IMO his argument isn't so much that we should voluntarily go back to a gold standard. I reckon he knows that's not going to happen. What he is saying is that with all the debasement of fiat currency going on in the world the market will reprice gold as the reserve currency. The market is already doing so.

There are many unilateral agreements between countries to abandon the USD as the reserve currency because any country that attempts to print it's way out of structural deficit problems inevitably destroys their currency. They see the writing on the wall.

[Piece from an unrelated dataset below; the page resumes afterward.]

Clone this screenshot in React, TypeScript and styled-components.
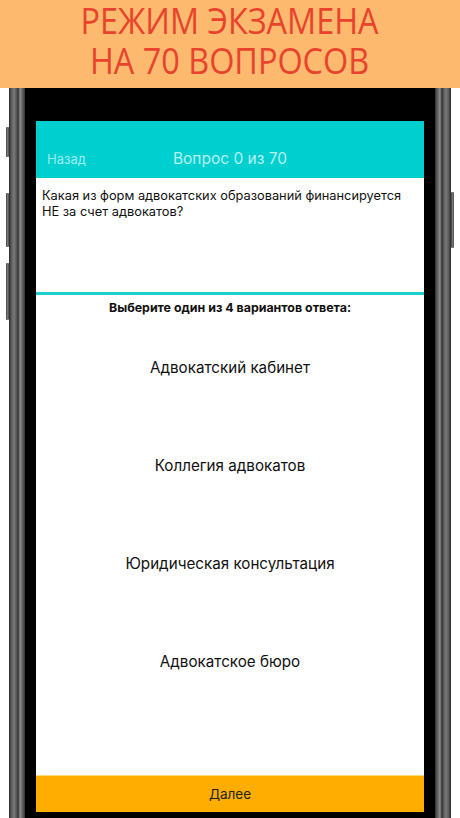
import React from 'react';
import styled, {createGlobalStyle} from 'styled-components';

const GlobalStyle = createGlobalStyle`
  html, body {
    margin: 0;
    padding: 0;
    background: #fff;
  }
  body {
    font-family: Inter, "Noto Sans", "Liberation Sans", sans-serif;
    overflow: hidden;
  }
`;

const Page = styled.div`
  display: flex;
  flex-direction: column;
  width: 460px;
  height: 818px;
  overflow: hidden;
  background: #fff;
`;

const Banner = styled.header`
  height: 88px;
  flex: none;
  background: #fdba6f;
  display: flex;
  align-items: center;
  justify-content: center;
  padding-bottom: 6px;
  box-sizing: border-box;
`;

// the banner lettering is a narrower face than Open Sans, so squeeze it a bit
const BannerText = styled.h1`
  margin: 0;
  color: #e9432d;
  font-family: "Open Sans", "Liberation Sans", sans-serif;
  font-weight: 400;
  font-size: 36px;
  line-height: 40px;
  text-align: center;
  white-space: nowrap;
  transform: scaleX(0.9);
`;

const PhoneArea = styled.div`
  position: relative;
  flex: 1;
  display: flex;
  padding: 0 9px;
  min-height: 0;
`;

const SideKey = styled.span<{$side: 'left' | 'right'; $top: number; $h: number}>`
  position: absolute;
  ${(p) => (p.$side === 'left' ? 'left: 6px;' : 'right: 6px;')}
  top: ${(p) => p.$top}px;
  height: ${(p) => p.$h}px;
  width: 3px;
  border-radius: 1px;
  background: linear-gradient(to right, #3a3a3a, #777, #4a4a4a);
`;

const frameEdge = '#262626 0, #565656 2px, #7a7a7a 5px, #505050 8px, #2e2e2e 9px, #8c8c8c 11px, #6a6a6a 13px, #333 16px';

const Frame = styled.div`
  flex: 1;
  display: flex;
  padding: 0 16px;
  background:
    linear-gradient(to right, ${frameEdge}) left / 16px 100% no-repeat,
    linear-gradient(to left, ${frameEdge}) right / 16px 100% no-repeat,
    #000;
`;

const Bezel = styled.div`
  flex: 1;
  display: flex;
  background: #000;
  padding: 33px 11px 6px;
`;

const Screen = styled.main`
  flex: 1;
  display: flex;
  flex-direction: column;
  background: #fff;
`;

const NavBar = styled.div`
  position: relative;
  height: 57px;
  flex: none;
  background: #00cfd0;
  display: flex;
  align-items: flex-end;
  justify-content: center;
  padding-bottom: 10px;
  box-sizing: border-box;
`;

const BackLink = styled.span`
  position: absolute;
  left: 11px;
  bottom: 11px;
  font-size: 13px;
  color: rgba(255, 255, 255, 0.62);
`;

const Title = styled.span`
  font-size: 15.5px;
  color: rgba(255, 255, 255, 0.72);
`;

const Question = styled.p`
  margin: 0;
  height: 117px;
  flex: none;
  box-sizing: border-box;
  padding: 10px 18px 8px 6px;
  font-size: 12.8px;
  line-height: 16px;
  color: #111;
  border-bottom: 3px solid #1ccfcf;
`;

const Prompt = styled.div`
  text-align: center;
  font-size: 12.4px;
  font-weight: 700;
  color: #111;
  padding-top: 5px;
  height: 23px;
  box-sizing: border-box;
`;

const Answers = styled.ul`
  list-style: none;
  margin: 0;
  padding: 0;
  flex: 1;
`;

const Answer = styled.li`
  height: 98px;
  display: flex;
  align-items: center;
  justify-content: center;
  font-size: 15.2px;
  color: #111;
`;

const NextButton = styled.button`
  flex: none;
  height: 37px;
  border: 0;
  margin: 0;
  background: #ffae00;
  font-family: inherit;
  font-size: 13.5px;
  color: #222;
  border-top: 1px solid #ffd97a;
`;

const answers = [
  'Адвокатский кабинет',
  'Коллегия адвокатов',
  'Юридическая консультация',
  'Адвокатское бюро',
];

export default function App() {
  return (
    <Page>
      <GlobalStyle />
      <Banner>
        <BannerText>
          РЕЖИМ ЭКЗАМЕНА
          <br />
          НА 70 ВОПРОСОВ
        </BannerText>
      </Banner>
      <PhoneArea>
        <SideKey $side="left" $top={39} $h={30} />
        <SideKey $side="left" $top={105} $h={54} />
        <SideKey $side="left" $top={175} $h={57} />
        <SideKey $side="right" $top={104} $h={56} />
        <Frame>
          <Bezel>
            <Screen>
              <NavBar>
                <BackLink>Назад</BackLink>
                <Title>Вопрос 0 из 70</Title>
              </NavBar>
              <Question>
                Какая из форм адвокатских образований финансируется НЕ за счет адвокатов?
              </Question>
              <Prompt>Выберите один из 4 вариантов ответа:</Prompt>
              <Answers>
                {answers.map((a) => (
                  <Answer key={a}>{a}</Answer>
                ))}
              </Answers>
              <NextButton>Далее</NextButton>
            </Screen>
          </Bezel>
        </Frame>
      </PhoneArea>
    </Page>
  );
}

The amount of spending cuts vs tax revenues that they are talking is mathematically insignificant when considering our unfunded liabilities (off the books) and changing demographics.

The bottom line is despite the trillions in new fiat (debt) creation it isn't generating GDP growth anymore. That's how you know we've reached the end of the debt super-cycle IMO.
 

Cojito

Active member
In regard to legalized weed, I'll stand by what I already posted. Do you really want legalized hard drugs?

i would. i think prohibition has a corrosive effect on society. and i think its better (and far cheaper) to let folks do what they want in the privacy of their own homes. i'd prefer the $500 a day addicts spend on crack or heroin stay in the country rather than head to Afghanistan, Mexico or Colombia. i'd like to have the trillion we've already spent on this drug war devoted to education, new tech, and to pay down our debt. and i don't think i (or most folks) would be tempted to do heroin or crack were they legally available at the local pharmacy. but i'd love to hear why you think prohibition is still a good idea.


What's really interesting is that folks actually imagine a gold standard and national bank as having no negative economic consequences. Ron Paul doesn't have to acknowledge these negatives because the base isn't asking.

:yeahthats

exactly. not only do his supporters refuse to examine the consequences of their own candidates ideas, they are hostile to anyone who tries. this thread is an excellent example of that. folks come in here on the fence, but loving many of the things Ron Paul says (i posted something about immigration just last week) and they are attacked because they dare vet the candidate.
 

dagnabit

Game Bred
Veteran
"do you want legalized hard drugs?"

Two answers and a question.
1: damn right I do
2:they already are legal except for the good ones(doses and Molly)

If heroin became legal tomorrow would you run right out and spike it up?